Response to article in Skeptical Inquirer July/August 2016

 

Geoffrey Dean’s SI (Jul/Aug 2016) article “Does Astrology Need to Be True?” got me thinking back to the early 1980s when I learned to set up horoscopes using an ephemeris. I learned to debunk the art of reading someone’s chart soon after, but Dean’s SI article by the same title thirty years ago was a great help.

I noticed when doing a reading or having one done that astrology’s complicated richness in variables allows for just about anything in interpretation. My conclusion was that a seasoned astrologer will never be wrong if that astrologer understands that the goal of a reading is to satisfy a client through agreement. Clients of astrologers reminded me of volunteers performing for a stage hypnotist. The latter entertainer requires people on stage willing to comply with suggestions whether they enter a trance or not, trance being relative to how much peripheral awareness remains in the volunteer. The horoscope with all its angles, symbols, and signs provides a distraction, a place to focus awareness in a cosmic playground that feeds into narcissistic traits—it is all about you that the starry sky universe cares about.

Any caring person wants the universe to care for them and talk to them whether through languages of religion or science.
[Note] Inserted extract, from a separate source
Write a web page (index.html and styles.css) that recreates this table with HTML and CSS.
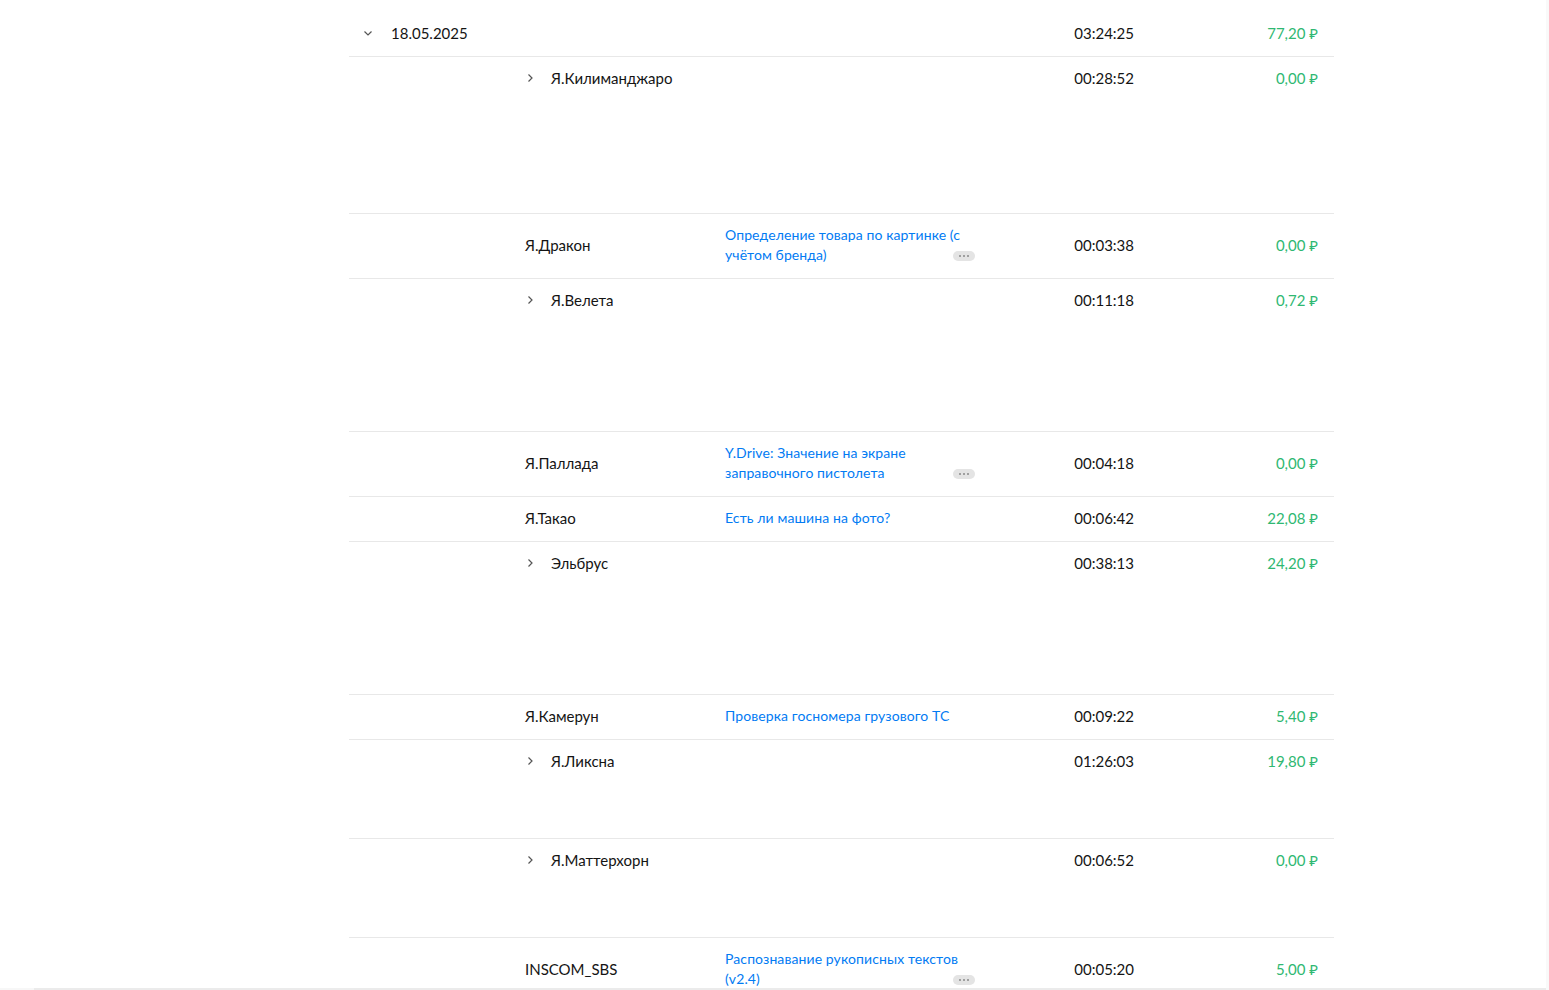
FILE: index.html
```html
<!DOCTYPE html>
<html lang="ru">
<head>
    <meta charset="UTF-8">
    <meta name="viewport" content="width=device-width, initial-scale=1.0">
    <title>Детализация по дням</title>
    <link rel="stylesheet" href="styles.css">
</head>
<body>

    <main class="page">
        <div class="table">

            <!-- Day group -->
            <div class="row row-date">
                <div class="cell-day">
                    <svg class="chevron" width="10" height="10" viewBox="0 0 10 10"><path d="M1.5 3.5 L5 7 L8.5 3.5" fill="none" stroke="#555" stroke-width="1.2"/></svg>
                    <span>18.05.2025</span>
                </div>
                <div class="cell-time">03:24:25</div>
                <div class="cell-cost">77,20 ₽</div>
            </div>

            <div class="row row-open row-h157">
                <div class="cell-name">
                    <svg class="chevron" width="10" height="10" viewBox="0 0 10 10"><path d="M3.5 1.5 L7 5 L3.5 8.5" fill="none" stroke="#555" stroke-width="1.2"/></svg>
                    <span>Я.Килиманджаро</span>
                </div>
                <div class="cell-task"></div>
                <div class="cell-time">00:28:52</div>
                <div class="cell-cost">0,00 ₽</div>
            </div>

            <div class="row">
                <div class="cell-name">Я.Дракон</div>
                <div class="cell-task">
                    <a href="#" class="task-link">Определение товара по картинке (с учётом бренда)</a>
                    <span class="more"><i></i><i></i><i></i></span>
                </div>
                <div class="cell-time">00:03:38</div>
                <div class="cell-cost">0,00 ₽</div>
            </div>

            <div class="row row-open row-h153">
                <div class="cell-name">
                    <svg class="chevron" width="10" height="10" viewBox="0 0 10 10"><path d="M3.5 1.5 L7 5 L3.5 8.5" fill="none" stroke="#555" stroke-width="1.2"/></svg>
                    <span>Я.Велета</span>
                </div>
                <div class="cell-task"></div>
                <div class="cell-time">00:11:18</div>
                <div class="cell-cost">0,72 ₽</div>
            </div>

            <div class="row">
                <div class="cell-name">Я.Паллада</div>
                <div class="cell-task">
                    <a href="#" class="task-link">Y.Drive: Значение на экране заправочного пистолета</a>
                    <span class="more"><i></i><i></i><i></i></span>
                </div>
                <div class="cell-time">00:04:18</div>
                <div class="cell-cost">0,00 ₽</div>
            </div>

            <div class="row">
                <div class="cell-name">Я.Такао</div>
                <div class="cell-task">
                    <a href="#" class="task-link">Есть ли машина на фото?</a>
                </div>
                <div class="cell-time">00:06:42</div>
                <div class="cell-cost">22,08 ₽</div>
            </div>

            <div class="row row-open row-h153">
                <div class="cell-name">
                    <svg class="chevron" width="10" height="10" viewBox="0 0 10 10"><path d="M3.5 1.5 L7 5 L3.5 8.5" fill="none" stroke="#555" stroke-width="1.2"/></svg>
                    <span>Эльбрус</span>
                </div>
                <div class="cell-task"></div>
                <div class="cell-time">00:38:13</div>
                <div class="cell-cost">24,20 ₽</div>
            </div>

            <div class="row">
                <div class="cell-name">Я.Камерун</div>
                <div class="cell-task">
                    <a href="#" class="task-link">Проверка госномера грузового ТС</a>
                </div>
                <div class="cell-time">00:09:22</div>
                <div class="cell-cost">5,40 ₽</div>
            </div>

            <div class="row row-open row-h99">
                <div class="cell-name">
                    <svg class="chevron" width="10" height="10" viewBox="0 0 10 10"><path d="M3.5 1.5 L7 5 L3.5 8.5" fill="none" stroke="#555" stroke-width="1.2"/></svg>
                    <span>Я.Ликсна</span>
                </div>
                <div class="cell-task"></div>
                <div class="cell-time">01:26:03</div>
                <div class="cell-cost">19,80 ₽</div>
            </div>

            <div class="row row-open row-h99">
                <div class="cell-name">
                    <svg class="chevron" width="10" height="10" viewBox="0 0 10 10"><path d="M3.5 1.5 L7 5 L3.5 8.5" fill="none" stroke="#555" stroke-width="1.2"/></svg>
                    <span>Я.Маттерхорн</span>
                </div>
                <div class="cell-task"></div>
                <div class="cell-time">00:06:52</div>
                <div class="cell-cost">0,00 ₽</div>
            </div>

            <div class="row">
                <div class="cell-name">INSCOM_SBS</div>
                <div class="cell-task">
                    <a href="#" class="task-link">Распознавание рукописных текстов (v2.4)</a>
                    <span class="more"><i></i><i></i><i></i></span>
                </div>
                <div class="cell-time">00:05:20</div>
                <div class="cell-cost">5,00 ₽</div>
            </div>

        </div>
    </main>

    <!-- Scrollbar tracks -->
    <div class="scroll-x"><span class="scroll-x-thumb"></span></div>
    <div class="scroll-y"></div>

</body>
</html>
```

FILE: styles.css
```css
/* General Page Styling */
body {
    font-family: Lato, 'Noto Sans', sans-serif;
    margin: 0;
    padding: 0;
    background: #FFFFFF;
    color: #141414;
    overflow: hidden;
    height: 990px;
}

/* Main Content */
.page {
    padding: 11px 0 0 349px;
}

.table {
    width: 985px;
}

/* Rows */
.row {
    display: grid;
    grid-template-columns: 176px 200px 250px 159px 184px;
    padding: 11px 16px 13px 0;
    border-bottom: 1px solid #E8E8E8;
    font-size: 15px;
    line-height: 20px;
    align-items: center;
    box-sizing: border-box;
}

.row::before {
    content: "";
}

.row-date {
    grid-template-columns: 626px 159px 184px;
    padding-top: 12px;
}

.row-date::before {
    display: none;
}

/* Expanded rows keep their text at the top */
.row-open {
    align-items: start;
    padding-top: 11px;
}

.row-h157 { height: 157px; }
.row-h153 { height: 153px; }
.row-h99 { height: 99px; }

/* Cells */
.cell-day {
    display: flex;
    align-items: center;
    padding-left: 14px;
}

.cell-day .chevron {
    margin-right: 18px;
}

.cell-name {
    display: flex;
    align-items: center;
}

.cell-name .chevron {
    margin-right: 16px;
}

.cell-task {
    position: relative;
    font-size: 14px;
}

.task-link {
    display: block;
    width: 240px;
    color: #027BF3;
    text-decoration: none;
    letter-spacing: 0.1px;
}

/* Small "more" pill */
.more {
    position: absolute;
    right: 0;
    bottom: 4px;
    width: 22px;
    height: 10px;
    border-radius: 5px;
    background: #E4E4E4;
    display: flex;
    align-items: center;
    justify-content: center;
    gap: 2px;
}

.more i {
    width: 2px;
    height: 2px;
    border-radius: 50%;
    background: #8A8A8A;
}

.cell-time {
    text-align: right;
    font-variant-numeric: tabular-nums;
}

.cell-cost {
    text-align: right;
    color: #2FB872;
}

/* Scrollbar tracks */
.scroll-x {
    position: fixed;
    left: 0;
    right: 0;
    bottom: 0;
    height: 2px;
    background: #F7F7F7;
}

.scroll-x-thumb {
    position: absolute;
    left: 34px;
    right: 2px;
    top: 0;
    bottom: 0;
    background: #EBEBEB;
}

.scroll-y {
    position: fixed;
    top: 0;
    right: 0;
    bottom: 0;
    width: 3px;
    background: #F9F9F9;
}
```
We coax nature to yield her remedies and she often does. This may be an artifact of reciprocity, one of the most basic moral principles in any religion or ethical social system. Astrologers tap this principle as bait using slogans like as above, so below and the stars incline, they do not compel. Astrologers use the bait of a caring cosmos of stellar relationships underscored by mythological themes to invite their client into a conversation with “the God” or “the Universe” that speaks through the astrologer. A curious client will likely find any number of useful or agreeable suggestions and insights—a few good ones are enough to justify the cost

So, what’s the harm? The harm becomes apparent when the mask of authority falls off the face of a charlatan posing as the voice of the universe. Then the client wonders what nonsense she may have absorbed after so many, often expensive sessions with an astrologer: Have I been acting like a Virgo with an Aquarius ascendant because my chart under one system said I was one? Did my parents in India agree to arrange my marriage to an abusive man based on an astrologer’s opinion? Turning to astrology is never neutral. It is an influence game with a host of labels and suggestions that can change behavior for better or for worse but under a constricted world view. It is like pretending to pour the cosmos into a bottle and serving it up during a reading—something I have called metaphysical snake oil. Unlike the licensed therapist, the astrologer’s art lays the entire responsibility on the client and her relationships with the stars. Thus, the astrologer can beg us to not blame the messenger if things do not work out based on the message.